The eldest son of Colonel Bertram Ede, head of MI5's section F, and Alice Warde, Charles Ede was educated at New Beacon Preparatory School, in Sevenoaks, Kent, and the Imperial Service College. It was there that a master introduced him to the work of William Morris, founder of the Kelmscott Press, whose socialist principles were to have a profound effect on his approach to business.
A chance meeting with the great antiquarian bookseller Alan Thomas engendered a love of printing; Thomas had recently acquired a large collection of Kelmscott ephemera, and, over two years, Charles Ede purchased a selection of leaves and design originals.
He often maintained that had it not been for the outbreak of war he would have pursued an academic career. However, in 1939, he gave up his scholarship to Balliol College, Oxford, and enlisted.
He gained a commission in the Royal Tank Regiment, and saw service in France, Malta (where his father was head of intelligence), Egypt, Palestine and Italy. His last posting was in Brussels, where, as a fluent French speaker, he ran an organisation whose primary function was to recommend payments to the dependants of resistance fighters who died saving stranded allied airmen.
After the war, Charles Ede enrolled at the London School of Printing, launching the Folio Society in 1947 with Alan Bott, founder of the Book Society, and Christopher Sandford, proprietor of the Golden Cockerell Press.
At first, times were hard.Rationing meant acute shortages of paper, and, though Charles Ede proved adept at tracking down supplies, booksellers were uneasy at the idea of "a poor man's fine edition".
This problem was solved by the decision to offer books solely by mail order to customers attracted by a gift presentation volume, a sales technique pioneered in the US. It proved a highly successful approach, and membership grew rapidly in Britain and internationally. In 1955, larger premises, incorporating a club room and bar, were leased, and it was the possibilities of this space that led Charles Ede, five years later, to start Collector's Corner (later renamed Folio Fine Art), offering manuscript leaves, watercolours, Old Master prints and fine bindings, also by mail order.
It was a search for the latter, in Cecil Court, London, that led to Charles Ede's change of life. Spotting a Roman pottery dish in a shop window - and being amazed by its low price - he hired leading academics in the field to give him tutorials, and gradually ancient art occupied a larger and larger amount of space in Folio Fine Art catalogues.

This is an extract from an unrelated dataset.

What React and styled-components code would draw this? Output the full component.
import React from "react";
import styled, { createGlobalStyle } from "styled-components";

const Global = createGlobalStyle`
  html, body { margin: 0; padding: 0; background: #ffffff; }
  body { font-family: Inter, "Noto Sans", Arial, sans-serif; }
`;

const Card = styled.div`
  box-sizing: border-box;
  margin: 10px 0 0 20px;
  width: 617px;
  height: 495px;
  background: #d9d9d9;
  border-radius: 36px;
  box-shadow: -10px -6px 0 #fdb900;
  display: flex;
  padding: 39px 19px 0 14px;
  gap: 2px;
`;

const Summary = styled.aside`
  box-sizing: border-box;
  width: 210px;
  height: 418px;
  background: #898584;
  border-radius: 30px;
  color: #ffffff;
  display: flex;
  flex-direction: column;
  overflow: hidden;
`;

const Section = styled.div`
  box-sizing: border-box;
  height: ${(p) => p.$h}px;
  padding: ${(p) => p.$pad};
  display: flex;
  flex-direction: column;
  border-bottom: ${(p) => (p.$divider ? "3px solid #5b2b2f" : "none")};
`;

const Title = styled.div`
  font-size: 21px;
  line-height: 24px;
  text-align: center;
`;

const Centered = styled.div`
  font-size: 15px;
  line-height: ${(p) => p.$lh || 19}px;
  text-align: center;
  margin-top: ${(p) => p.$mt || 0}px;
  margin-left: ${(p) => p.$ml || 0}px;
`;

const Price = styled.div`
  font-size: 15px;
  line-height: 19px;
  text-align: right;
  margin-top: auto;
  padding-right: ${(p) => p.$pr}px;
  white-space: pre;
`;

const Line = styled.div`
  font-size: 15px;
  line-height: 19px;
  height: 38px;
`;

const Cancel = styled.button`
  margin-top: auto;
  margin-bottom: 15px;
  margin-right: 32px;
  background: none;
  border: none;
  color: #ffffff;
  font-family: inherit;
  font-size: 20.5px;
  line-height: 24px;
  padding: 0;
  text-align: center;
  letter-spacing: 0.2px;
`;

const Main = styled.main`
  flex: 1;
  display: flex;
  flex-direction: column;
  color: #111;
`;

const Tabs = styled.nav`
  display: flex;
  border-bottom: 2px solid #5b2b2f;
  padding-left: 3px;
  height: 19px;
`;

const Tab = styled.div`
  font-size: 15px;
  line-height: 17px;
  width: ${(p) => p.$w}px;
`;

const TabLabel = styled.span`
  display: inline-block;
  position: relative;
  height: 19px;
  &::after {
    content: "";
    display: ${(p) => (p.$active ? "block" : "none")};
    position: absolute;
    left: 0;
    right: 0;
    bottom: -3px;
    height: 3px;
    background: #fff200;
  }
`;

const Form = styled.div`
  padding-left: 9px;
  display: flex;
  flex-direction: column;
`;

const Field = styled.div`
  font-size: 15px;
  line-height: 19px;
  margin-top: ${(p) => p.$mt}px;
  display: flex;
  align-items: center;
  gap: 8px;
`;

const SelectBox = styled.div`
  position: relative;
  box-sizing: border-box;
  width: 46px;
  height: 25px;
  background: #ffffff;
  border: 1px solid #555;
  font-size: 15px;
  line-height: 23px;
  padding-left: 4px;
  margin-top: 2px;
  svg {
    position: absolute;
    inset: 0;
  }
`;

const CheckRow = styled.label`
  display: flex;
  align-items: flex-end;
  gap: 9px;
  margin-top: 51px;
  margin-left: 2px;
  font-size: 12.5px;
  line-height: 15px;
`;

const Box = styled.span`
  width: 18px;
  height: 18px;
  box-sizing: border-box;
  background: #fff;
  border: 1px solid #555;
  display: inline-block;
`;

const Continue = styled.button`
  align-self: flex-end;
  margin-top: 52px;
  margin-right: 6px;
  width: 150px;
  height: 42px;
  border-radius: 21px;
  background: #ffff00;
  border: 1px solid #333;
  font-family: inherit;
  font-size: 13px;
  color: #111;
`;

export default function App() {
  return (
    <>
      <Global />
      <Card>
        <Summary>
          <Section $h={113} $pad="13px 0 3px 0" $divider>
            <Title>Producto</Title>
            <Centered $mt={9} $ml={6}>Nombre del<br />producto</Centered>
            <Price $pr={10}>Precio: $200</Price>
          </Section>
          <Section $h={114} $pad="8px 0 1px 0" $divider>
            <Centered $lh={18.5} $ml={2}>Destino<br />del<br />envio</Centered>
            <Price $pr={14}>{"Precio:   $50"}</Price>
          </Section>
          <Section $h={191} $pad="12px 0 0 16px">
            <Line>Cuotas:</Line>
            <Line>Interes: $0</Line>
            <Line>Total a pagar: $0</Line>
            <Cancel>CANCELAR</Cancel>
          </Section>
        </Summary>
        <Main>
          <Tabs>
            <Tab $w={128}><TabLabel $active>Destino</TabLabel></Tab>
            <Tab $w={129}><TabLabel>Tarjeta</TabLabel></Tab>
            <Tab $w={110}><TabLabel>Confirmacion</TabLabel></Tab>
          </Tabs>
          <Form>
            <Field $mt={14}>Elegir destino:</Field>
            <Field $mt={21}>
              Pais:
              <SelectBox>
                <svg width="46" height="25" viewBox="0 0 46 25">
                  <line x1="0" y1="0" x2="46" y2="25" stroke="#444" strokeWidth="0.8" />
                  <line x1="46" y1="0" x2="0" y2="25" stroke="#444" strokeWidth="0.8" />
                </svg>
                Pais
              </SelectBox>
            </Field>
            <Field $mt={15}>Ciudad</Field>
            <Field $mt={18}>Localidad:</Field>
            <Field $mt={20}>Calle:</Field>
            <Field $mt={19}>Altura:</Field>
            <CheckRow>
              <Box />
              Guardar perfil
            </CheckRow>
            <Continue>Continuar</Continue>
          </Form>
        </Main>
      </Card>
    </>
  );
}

By 1971, tired of publishing, and feeling that the Folio Society had outgrown him - he always maintained that meeting an employee he did not know was the turning point - Charles Ede sold the business and set up a gallery under his name in Brook Street, central London, selling antiquities. He went on to produce more than 200 catalogues, many of them devoted to specialist areas such as Egyptian sculpture, ancient writing and pottery from Athens.
In an area with many pitfalls, particularly with regard to provenance and authenticity, Charles Ede's scholarly approach and scrupulousness soon won a good reputation in academic and archaeological circles.

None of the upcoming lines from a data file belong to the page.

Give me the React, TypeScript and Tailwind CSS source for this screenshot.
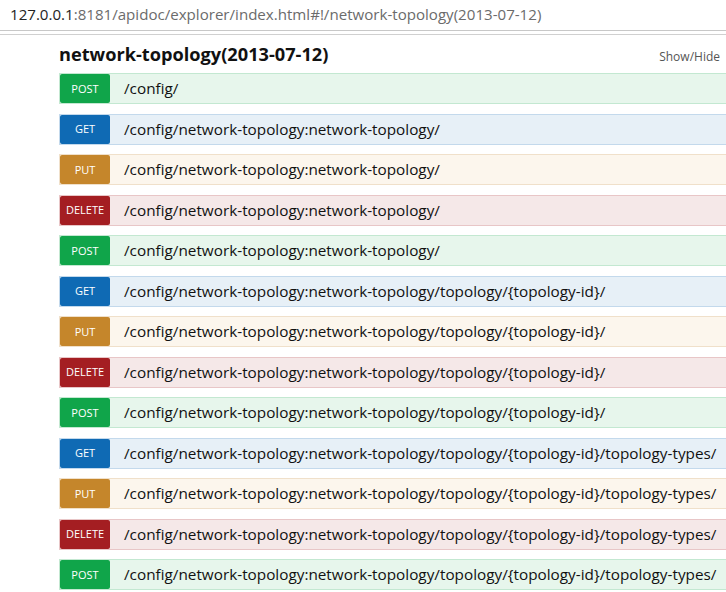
const ROWS: { method: 'POST' | 'GET' | 'PUT' | 'DELETE'; path: string }[] = [
  { method: 'POST', path: '/config/' },
  { method: 'GET', path: '/config/network-topology:network-topology/' },
  { method: 'PUT', path: '/config/network-topology:network-topology/' },
  { method: 'DELETE', path: '/config/network-topology:network-topology/' },
  { method: 'POST', path: '/config/network-topology:network-topology/' },
  { method: 'GET', path: '/config/network-topology:network-topology/topology/{topology-id}/' },
  { method: 'PUT', path: '/config/network-topology:network-topology/topology/{topology-id}/' },
  { method: 'DELETE', path: '/config/network-topology:network-topology/topology/{topology-id}/' },
  { method: 'POST', path: '/config/network-topology:network-topology/topology/{topology-id}/' },
  { method: 'GET', path: '/config/network-topology:network-topology/topology/{topology-id}/topology-types/' },
  { method: 'PUT', path: '/config/network-topology:network-topology/topology/{topology-id}/topology-types/' },
  { method: 'DELETE', path: '/config/network-topology:network-topology/topology/{topology-id}/topology-types/' },
  { method: 'POST', path: '/config/network-topology:network-topology/topology/{topology-id}/topology-types/' },
];

const STYLES = {
  GET: { row: 'bg-[#e7f0f7] border-[#c3d9ec]', badge: 'bg-[#0f6ab4]' },
  POST: { row: 'bg-[#e7f6ec] border-[#c3e8d1]', badge: 'bg-[#10a54a]' },
  PUT: { row: 'bg-[#fcf6ed] border-[#f0e0ca]', badge: 'bg-[#c5862b]' },
  DELETE: { row: 'bg-[#f5e8e8] border-[#e8c6c7]', badge: 'bg-[#a41e22]' },
};

export default function App() {
  return (
    <div className="w-[726px] h-[592px] overflow-hidden bg-white font-['Open_Sans',sans-serif] text-[#111]">
      {/* address bar */}
      <div className="h-[31px] border-b border-[#c8c8c8] pl-[10px] flex items-center text-[15.1px] leading-none whitespace-nowrap">
        <span className="text-[#222]">127.0.0.1</span>
        <span className="text-[#6b6b6b]">:8181/apidoc/explorer/index.html#!/network-topology(2013-07-12)</span>
      </div>
      <div className="h-[4px] border-b border-[#d0d0d0]" />

      <div className="pl-[59px]">
        <div className="flex items-end justify-between h-[38px] pb-[10px]">
          <h2 className="text-[18.2px] font-bold leading-none">network-topology(2013-07-12)</h2>
          <span className="text-[12px] text-[#555] pr-[6px] leading-none">Show/Hide</span>
        </div>

        <div className="flex flex-col gap-[9.5px]">
          {ROWS.map((r, i) => (
            <div key={i} className={`flex items-center h-[31px] border border-r-0 ${STYLES[r.method].row} whitespace-nowrap`}>
              <span className={`shrink-0 w-[50px] h-[29px] rounded-[2px] flex items-center justify-center pt-[1px] text-white text-[11px] ${STYLES[r.method].badge}`}>
                {r.method}
              </span>
              <span className="ml-[14px] text-[15.3px]">{r.path}</span>
            </div>
          ))}
        </div>
      </div>
    </div>
  );
}
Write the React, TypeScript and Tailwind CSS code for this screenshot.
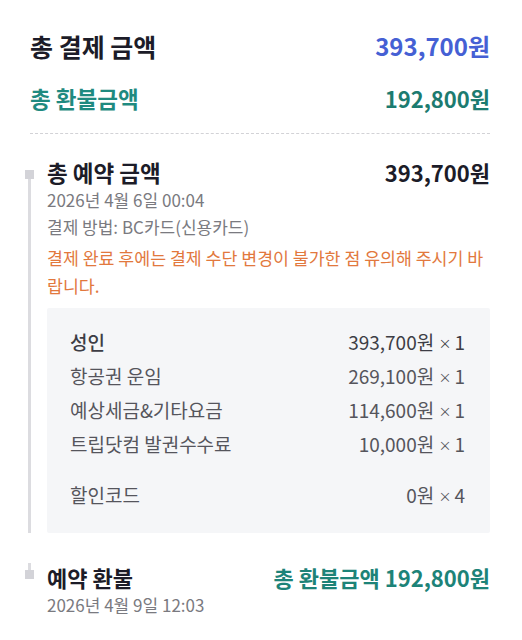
import React from 'react';

const rows = [
  { label: '성인', amount: '393,700원', qty: 1, strong: true },
  { label: '항공권 운임', amount: '269,100원', qty: 1 },
  { label: '예상세금&기타요금', amount: '114,600원', qty: 1 },
  { label: '트립닷컴 발권수수료', amount: '10,000원', qty: 1 },
];

function Row({ label, amount, qty, strong }: { label: string; amount: string; qty: number; strong?: boolean }) {
  return (
    <div className="flex items-center justify-between h-[34px] text-[19px] leading-[34px]">
      <span className={strong ? 'text-[#3d3d45] font-medium' : 'text-[#55555c]'}>{label}</span>
      <span className={strong ? 'text-[#3d3d45]' : 'text-[#55555c]'}>
        {amount} <span className="text-[13px] align-[2px] mr-[3px]">×</span>{qty}
      </span>
    </div>
  );
}

export default function App() {
  return (
    <div
      className="w-[522px] h-[640px] bg-white overflow-hidden"
      style={{ fontFamily: '"Noto Sans CJK KR", "Noto Sans", sans-serif' }}
    >
      <div className="pl-[30px] pr-[32px] pt-[30px]">
        <div className="flex items-center justify-between h-[32px]">
          <span className="text-[25px] font-bold text-[#1c1c28] leading-[32px]">총 결제 금액</span>
          <span className="text-[24px] font-bold text-[#4560d4] leading-[32px]">393,700원</span>
        </div>
        <div className="flex items-center justify-between h-[28px] mt-[22px]">
          <span className="text-[22.5px] font-bold text-[#1f8a80] leading-[28px]">총 환불금액</span>
          <span className="text-[22px] font-bold text-[#1c7b70] leading-[28px]">192,800원</span>
        </div>
        <div className="mt-[21px] border-t border-dashed border-[#d2d2d6]" />
      </div>

      <div className="pl-[25px] pr-[32px] pt-[24px]">
        {/* 예약 */}
        <div className="flex pb-[30px]">
          <div className="w-[22px] shrink-0 flex flex-col">
            <div className="h-[12px]" />
            <div className="w-[9px] h-[9px] bg-[#d3d3d8]" />
            <div className="w-[3px] ml-[3px] flex-1 bg-[#dcdce0]" />
          </div>
          <div className="flex-1">
            <div className="flex items-center justify-between h-[28px]">
              <span className="text-[22.5px] font-bold text-[#1c1c28] leading-[28px]">총 예약 금액</span>
              <span className="text-[22px] font-bold text-[#1c1c28] leading-[28px]">393,700원</span>
            </div>
            <div className="text-[17px] leading-[27px] text-[#7a7a80]">2026년 4월 6일 00:04</div>
            <div className="text-[17px] leading-[27px] text-[#7a7a80]">결제 방법: BC카드(신용카드)</div>
            <div className="mt-[4px] text-[17.3px] leading-[28px] text-[#e2783d]">
              결제 완료 후에는 결제 수단 변경이 불가한 점 유의해 주시기 바랍니다.
            </div>
            <div className="mt-[8px] bg-[#f5f6f8] rounded-[2px] pl-[23px] pr-[25px] pt-[17px] pb-[21px]">
              {rows.map((r) => (
                <Row key={r.label} {...r} />
              ))}
              <div className="mt-[17px]">
                <Row label="할인코드" amount="0원" qty={4} />
              </div>
            </div>
          </div>
        </div>

        {/* 환불 */}
        <div className="flex">
          <div className="w-[22px] shrink-0 flex flex-col">
            <div className="w-[3px] ml-[3px] h-[7px] bg-[#dcdce0]" />
            <div className="w-[9px] h-[9px] bg-[#d3d3d8]" />
          </div>
          <div className="flex-1">
            <div className="flex items-center justify-between h-[28px]">
              <span className="text-[22px] font-bold text-[#1c1c28] leading-[28px]">예약 환불</span>
              <span className="text-[22px] font-bold text-[#1d8378] leading-[28px]">총 환불금액 192,800원</span>
            </div>
            <div className="text-[17px] leading-[27px] text-[#7a7a80]">2026년 4월 9일 12:03</div>
          </div>
        </div>
      </div>
    </div>
  );
}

He had lengthy correspondence with scholars all over the world, and was energetic in tracking down parallels and information on the pieces he offered for sale. In the 1970s and 1980s, he was instrumental in building up many university teaching collections, particularly in Australia and the US. In 1976, he wrote Collecting Antiquities: An Introductory Guide, which ran to three impressions and remains the seminal work on the subject. His youngest son took over as managing director in 1986, though Charles Ede continued to research and design catalogues until shortly before his death. He married Elizabeth Craze in 1947. She survives him, together with four sons and two daughters.